REQUIREMENT:
Below are the records; pull every line that includes "components".

STORED ROWS:

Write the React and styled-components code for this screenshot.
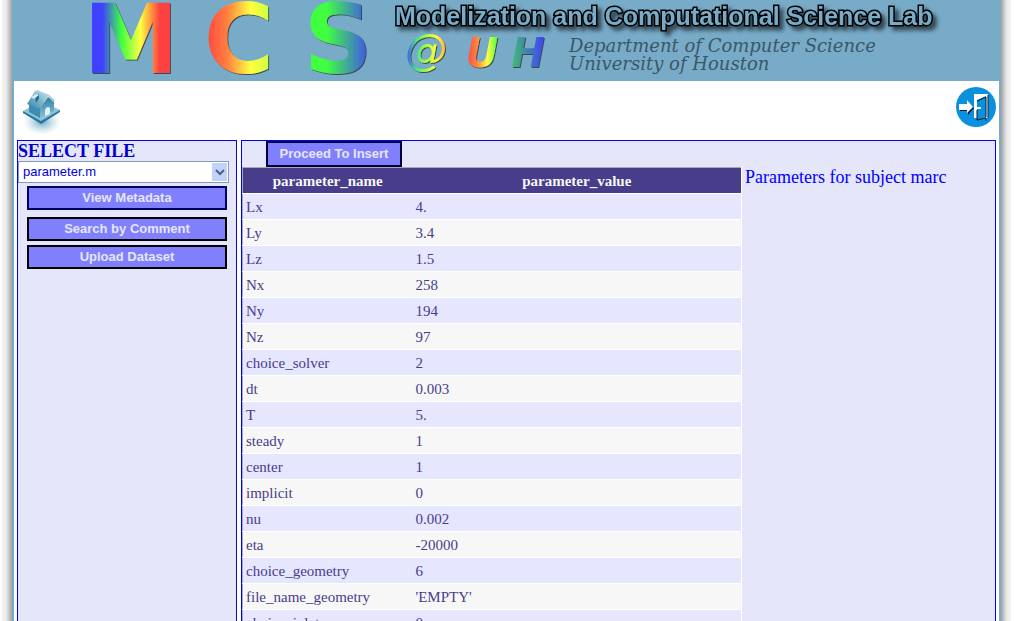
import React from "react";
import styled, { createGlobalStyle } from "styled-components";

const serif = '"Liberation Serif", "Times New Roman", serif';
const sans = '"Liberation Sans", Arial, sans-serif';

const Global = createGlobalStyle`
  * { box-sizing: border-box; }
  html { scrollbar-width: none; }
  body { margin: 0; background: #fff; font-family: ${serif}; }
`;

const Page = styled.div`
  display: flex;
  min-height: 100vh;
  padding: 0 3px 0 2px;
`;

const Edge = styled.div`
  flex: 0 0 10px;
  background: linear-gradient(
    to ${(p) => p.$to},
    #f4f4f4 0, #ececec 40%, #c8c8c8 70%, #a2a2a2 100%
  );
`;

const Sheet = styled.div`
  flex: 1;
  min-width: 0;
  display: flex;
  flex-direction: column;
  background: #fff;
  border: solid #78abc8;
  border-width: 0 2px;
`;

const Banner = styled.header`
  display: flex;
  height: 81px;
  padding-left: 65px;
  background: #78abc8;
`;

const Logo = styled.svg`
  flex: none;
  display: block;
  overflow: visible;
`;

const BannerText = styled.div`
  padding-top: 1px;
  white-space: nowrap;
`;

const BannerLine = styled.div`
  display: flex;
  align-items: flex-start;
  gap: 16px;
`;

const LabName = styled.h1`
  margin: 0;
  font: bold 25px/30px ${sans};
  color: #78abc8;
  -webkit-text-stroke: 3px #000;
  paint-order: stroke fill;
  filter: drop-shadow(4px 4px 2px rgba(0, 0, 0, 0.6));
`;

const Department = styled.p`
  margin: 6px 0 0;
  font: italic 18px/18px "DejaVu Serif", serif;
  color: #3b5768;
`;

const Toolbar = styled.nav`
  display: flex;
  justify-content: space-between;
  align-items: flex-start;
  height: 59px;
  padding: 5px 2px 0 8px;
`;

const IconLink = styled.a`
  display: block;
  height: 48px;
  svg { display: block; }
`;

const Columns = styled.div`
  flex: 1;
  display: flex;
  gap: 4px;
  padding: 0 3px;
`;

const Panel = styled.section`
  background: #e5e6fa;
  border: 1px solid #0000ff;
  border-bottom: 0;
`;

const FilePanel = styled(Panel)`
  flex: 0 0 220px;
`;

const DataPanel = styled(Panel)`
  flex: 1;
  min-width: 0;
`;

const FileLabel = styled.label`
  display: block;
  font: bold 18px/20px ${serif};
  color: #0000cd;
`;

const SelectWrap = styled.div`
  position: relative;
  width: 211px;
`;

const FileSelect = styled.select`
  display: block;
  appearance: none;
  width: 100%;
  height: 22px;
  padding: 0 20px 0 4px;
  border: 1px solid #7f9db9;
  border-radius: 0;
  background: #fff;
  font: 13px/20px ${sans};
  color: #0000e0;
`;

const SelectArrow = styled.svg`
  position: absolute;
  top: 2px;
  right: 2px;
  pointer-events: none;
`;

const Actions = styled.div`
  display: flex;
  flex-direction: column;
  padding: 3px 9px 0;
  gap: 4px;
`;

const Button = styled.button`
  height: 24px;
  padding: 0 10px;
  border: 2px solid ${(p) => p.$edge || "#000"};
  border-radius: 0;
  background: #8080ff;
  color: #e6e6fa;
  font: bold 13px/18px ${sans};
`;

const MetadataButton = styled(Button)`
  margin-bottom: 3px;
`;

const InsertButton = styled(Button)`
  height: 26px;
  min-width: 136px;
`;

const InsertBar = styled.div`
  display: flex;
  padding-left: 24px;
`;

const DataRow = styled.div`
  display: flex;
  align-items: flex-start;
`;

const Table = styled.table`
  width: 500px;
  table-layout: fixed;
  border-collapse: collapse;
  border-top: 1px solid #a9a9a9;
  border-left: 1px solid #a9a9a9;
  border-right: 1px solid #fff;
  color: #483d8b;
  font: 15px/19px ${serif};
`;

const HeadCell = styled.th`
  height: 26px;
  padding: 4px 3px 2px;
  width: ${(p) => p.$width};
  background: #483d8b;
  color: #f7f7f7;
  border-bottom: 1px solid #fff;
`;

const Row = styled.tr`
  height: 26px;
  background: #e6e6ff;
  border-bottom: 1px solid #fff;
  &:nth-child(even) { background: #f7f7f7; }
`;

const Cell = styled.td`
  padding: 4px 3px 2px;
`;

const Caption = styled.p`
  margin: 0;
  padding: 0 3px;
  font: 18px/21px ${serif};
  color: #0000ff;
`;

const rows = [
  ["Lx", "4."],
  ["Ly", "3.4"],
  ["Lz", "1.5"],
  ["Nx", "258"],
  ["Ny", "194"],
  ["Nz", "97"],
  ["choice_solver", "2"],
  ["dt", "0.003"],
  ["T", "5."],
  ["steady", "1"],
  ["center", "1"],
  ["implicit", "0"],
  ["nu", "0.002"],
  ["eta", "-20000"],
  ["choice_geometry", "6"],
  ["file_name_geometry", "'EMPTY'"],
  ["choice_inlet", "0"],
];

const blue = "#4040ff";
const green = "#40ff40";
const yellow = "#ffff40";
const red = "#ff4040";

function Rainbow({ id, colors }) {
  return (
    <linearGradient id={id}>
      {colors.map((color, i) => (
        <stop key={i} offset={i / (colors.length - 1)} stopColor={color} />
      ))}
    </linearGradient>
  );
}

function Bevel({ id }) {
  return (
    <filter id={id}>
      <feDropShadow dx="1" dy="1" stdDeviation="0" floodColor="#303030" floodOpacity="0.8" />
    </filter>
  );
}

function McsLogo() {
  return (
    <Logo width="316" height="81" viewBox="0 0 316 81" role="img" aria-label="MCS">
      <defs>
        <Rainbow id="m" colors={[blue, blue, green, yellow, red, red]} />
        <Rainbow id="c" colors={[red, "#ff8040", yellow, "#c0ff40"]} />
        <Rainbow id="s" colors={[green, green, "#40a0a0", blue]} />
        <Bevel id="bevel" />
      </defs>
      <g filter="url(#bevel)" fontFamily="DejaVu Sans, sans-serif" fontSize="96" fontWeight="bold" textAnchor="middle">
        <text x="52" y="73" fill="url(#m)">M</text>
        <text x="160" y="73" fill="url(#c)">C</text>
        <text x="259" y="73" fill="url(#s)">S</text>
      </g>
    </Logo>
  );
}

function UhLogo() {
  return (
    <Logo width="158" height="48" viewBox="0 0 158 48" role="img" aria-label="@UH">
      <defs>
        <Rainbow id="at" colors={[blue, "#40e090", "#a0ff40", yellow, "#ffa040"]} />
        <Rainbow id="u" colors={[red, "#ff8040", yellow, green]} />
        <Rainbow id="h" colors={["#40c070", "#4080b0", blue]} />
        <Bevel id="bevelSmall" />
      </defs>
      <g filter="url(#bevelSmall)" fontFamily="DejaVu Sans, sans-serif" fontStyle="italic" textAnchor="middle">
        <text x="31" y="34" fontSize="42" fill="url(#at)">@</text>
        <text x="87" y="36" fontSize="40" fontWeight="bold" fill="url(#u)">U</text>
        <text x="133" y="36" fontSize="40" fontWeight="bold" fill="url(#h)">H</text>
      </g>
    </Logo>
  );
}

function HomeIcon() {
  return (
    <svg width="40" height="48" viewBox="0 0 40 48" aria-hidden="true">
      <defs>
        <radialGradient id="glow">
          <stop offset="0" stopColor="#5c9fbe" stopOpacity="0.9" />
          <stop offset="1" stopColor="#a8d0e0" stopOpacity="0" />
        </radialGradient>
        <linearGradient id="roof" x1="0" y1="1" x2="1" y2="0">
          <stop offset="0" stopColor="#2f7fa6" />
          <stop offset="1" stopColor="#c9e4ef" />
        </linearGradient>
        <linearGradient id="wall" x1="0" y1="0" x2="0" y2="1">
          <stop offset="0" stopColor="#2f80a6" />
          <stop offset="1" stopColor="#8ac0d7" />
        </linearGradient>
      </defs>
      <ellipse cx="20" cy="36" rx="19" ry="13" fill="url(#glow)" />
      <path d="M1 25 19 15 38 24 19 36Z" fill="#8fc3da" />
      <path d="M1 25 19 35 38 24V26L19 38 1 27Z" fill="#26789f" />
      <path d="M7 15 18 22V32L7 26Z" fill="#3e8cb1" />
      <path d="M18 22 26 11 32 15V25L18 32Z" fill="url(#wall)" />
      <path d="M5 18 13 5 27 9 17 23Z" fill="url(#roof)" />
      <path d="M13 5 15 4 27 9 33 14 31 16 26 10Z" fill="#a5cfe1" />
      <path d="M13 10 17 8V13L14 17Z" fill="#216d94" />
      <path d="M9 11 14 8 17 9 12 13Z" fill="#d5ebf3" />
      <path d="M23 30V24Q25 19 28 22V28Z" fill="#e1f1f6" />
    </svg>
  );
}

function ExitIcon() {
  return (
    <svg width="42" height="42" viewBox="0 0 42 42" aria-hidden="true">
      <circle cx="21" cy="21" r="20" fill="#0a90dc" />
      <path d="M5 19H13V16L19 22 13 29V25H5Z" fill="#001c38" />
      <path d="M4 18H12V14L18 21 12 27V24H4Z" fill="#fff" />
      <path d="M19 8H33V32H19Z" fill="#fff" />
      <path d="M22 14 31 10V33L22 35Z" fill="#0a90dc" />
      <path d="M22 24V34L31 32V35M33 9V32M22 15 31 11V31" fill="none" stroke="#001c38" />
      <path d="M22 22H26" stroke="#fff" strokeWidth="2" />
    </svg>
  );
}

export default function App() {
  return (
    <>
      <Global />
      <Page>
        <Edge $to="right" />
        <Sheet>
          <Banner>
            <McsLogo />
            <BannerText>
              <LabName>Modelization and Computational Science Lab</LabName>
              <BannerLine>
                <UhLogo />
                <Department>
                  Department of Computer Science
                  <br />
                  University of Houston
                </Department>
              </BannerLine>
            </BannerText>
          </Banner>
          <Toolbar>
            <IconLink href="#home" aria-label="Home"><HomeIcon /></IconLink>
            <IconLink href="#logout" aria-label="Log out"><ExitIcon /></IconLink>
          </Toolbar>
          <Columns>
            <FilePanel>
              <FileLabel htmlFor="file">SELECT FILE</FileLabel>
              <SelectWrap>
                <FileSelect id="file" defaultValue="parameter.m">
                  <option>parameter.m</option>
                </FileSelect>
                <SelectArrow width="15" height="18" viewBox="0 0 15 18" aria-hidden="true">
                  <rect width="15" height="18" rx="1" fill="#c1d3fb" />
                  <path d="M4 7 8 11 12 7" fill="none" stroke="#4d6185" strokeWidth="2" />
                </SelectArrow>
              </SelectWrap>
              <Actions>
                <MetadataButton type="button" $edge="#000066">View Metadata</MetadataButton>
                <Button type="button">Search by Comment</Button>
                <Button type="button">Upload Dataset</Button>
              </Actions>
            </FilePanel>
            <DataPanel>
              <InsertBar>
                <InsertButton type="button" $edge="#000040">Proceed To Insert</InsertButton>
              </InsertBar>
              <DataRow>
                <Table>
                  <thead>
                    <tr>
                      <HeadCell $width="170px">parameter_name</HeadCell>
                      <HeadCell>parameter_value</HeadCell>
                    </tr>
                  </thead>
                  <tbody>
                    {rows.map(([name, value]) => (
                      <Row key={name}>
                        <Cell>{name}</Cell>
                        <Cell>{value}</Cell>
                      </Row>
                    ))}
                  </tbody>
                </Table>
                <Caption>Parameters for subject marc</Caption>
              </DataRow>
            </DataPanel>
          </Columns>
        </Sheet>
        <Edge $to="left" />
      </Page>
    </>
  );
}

* * *

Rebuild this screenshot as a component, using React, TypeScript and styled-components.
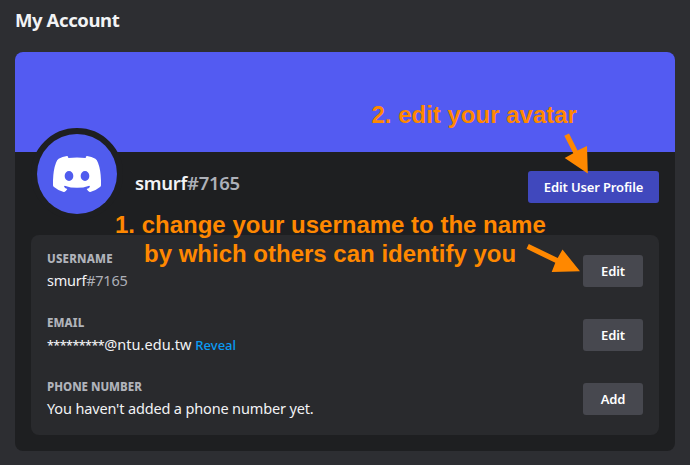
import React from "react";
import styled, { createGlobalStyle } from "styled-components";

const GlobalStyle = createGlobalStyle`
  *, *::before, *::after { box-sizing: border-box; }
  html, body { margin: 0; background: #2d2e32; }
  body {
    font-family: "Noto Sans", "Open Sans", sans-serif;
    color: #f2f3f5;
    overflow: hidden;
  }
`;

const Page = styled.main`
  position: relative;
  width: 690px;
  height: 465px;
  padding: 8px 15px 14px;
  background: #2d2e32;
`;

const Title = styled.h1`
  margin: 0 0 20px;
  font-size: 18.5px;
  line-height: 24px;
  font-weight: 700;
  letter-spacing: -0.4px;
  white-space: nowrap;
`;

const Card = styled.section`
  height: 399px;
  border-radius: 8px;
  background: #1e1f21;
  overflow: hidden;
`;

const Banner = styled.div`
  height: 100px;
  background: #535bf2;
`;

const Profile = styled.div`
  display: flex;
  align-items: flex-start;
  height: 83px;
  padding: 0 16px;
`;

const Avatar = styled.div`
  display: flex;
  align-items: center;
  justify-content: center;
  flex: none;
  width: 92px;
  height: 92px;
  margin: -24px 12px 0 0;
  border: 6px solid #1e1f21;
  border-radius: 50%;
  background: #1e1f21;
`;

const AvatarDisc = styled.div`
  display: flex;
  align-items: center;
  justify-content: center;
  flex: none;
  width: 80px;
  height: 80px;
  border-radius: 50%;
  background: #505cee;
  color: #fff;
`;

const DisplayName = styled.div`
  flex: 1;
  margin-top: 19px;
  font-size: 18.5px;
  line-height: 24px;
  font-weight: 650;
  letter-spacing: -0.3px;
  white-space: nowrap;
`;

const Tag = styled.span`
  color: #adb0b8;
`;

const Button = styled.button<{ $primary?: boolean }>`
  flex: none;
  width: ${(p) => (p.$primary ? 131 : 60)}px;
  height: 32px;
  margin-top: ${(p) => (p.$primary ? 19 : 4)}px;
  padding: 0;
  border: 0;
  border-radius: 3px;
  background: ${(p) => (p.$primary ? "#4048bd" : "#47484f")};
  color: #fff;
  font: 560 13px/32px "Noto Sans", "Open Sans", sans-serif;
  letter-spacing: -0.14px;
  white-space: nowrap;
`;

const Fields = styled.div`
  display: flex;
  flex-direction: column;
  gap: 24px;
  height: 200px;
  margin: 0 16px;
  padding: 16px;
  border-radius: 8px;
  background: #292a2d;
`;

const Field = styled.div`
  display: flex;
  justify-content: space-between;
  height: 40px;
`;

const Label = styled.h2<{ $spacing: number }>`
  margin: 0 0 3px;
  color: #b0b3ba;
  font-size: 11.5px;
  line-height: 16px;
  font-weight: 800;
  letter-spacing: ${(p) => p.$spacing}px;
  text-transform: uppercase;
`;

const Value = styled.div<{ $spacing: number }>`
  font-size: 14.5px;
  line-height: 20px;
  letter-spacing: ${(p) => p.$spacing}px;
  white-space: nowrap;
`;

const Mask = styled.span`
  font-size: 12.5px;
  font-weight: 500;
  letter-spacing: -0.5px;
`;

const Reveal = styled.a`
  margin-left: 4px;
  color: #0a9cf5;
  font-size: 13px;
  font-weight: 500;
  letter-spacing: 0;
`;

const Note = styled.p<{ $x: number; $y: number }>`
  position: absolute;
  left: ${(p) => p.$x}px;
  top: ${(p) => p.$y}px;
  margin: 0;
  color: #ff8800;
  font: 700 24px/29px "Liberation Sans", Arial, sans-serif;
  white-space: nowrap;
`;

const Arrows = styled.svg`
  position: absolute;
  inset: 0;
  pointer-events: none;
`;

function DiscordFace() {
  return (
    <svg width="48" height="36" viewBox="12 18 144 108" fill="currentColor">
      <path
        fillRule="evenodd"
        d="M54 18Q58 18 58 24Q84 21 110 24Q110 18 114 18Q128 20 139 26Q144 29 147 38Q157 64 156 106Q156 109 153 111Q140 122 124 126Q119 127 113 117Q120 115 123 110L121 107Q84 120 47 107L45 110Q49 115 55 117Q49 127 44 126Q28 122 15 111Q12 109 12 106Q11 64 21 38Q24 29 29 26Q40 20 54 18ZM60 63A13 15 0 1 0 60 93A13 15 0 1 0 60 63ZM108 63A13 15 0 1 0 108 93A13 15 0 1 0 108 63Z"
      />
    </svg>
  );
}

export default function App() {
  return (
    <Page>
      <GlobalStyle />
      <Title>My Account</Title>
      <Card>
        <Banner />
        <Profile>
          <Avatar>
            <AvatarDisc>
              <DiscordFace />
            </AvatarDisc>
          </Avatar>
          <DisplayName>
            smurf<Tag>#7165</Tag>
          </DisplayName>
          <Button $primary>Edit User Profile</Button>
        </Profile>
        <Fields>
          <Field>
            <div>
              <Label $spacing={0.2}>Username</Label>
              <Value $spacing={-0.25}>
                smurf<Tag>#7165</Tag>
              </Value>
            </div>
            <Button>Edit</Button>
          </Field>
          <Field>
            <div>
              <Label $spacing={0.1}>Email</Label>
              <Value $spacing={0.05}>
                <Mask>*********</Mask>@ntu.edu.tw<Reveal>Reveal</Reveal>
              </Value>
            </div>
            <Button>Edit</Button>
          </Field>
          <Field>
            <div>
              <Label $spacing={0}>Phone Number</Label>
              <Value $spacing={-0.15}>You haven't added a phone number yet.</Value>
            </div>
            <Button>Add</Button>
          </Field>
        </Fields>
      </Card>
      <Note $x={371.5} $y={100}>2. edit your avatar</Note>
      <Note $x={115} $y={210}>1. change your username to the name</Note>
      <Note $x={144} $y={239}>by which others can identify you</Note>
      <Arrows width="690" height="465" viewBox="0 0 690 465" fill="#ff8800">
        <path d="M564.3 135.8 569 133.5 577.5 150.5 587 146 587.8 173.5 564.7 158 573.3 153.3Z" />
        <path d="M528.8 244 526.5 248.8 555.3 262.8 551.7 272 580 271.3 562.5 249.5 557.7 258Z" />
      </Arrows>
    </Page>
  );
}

EXERCISE RESPONSE:
Write the React and styled-components code for this screenshot.
import styled, { createGlobalStyle } from "styled-components";
Rebuild this screenshot as a component, using React, TypeScript and styled-components.
import styled, { createGlobalStyle } from "styled-components";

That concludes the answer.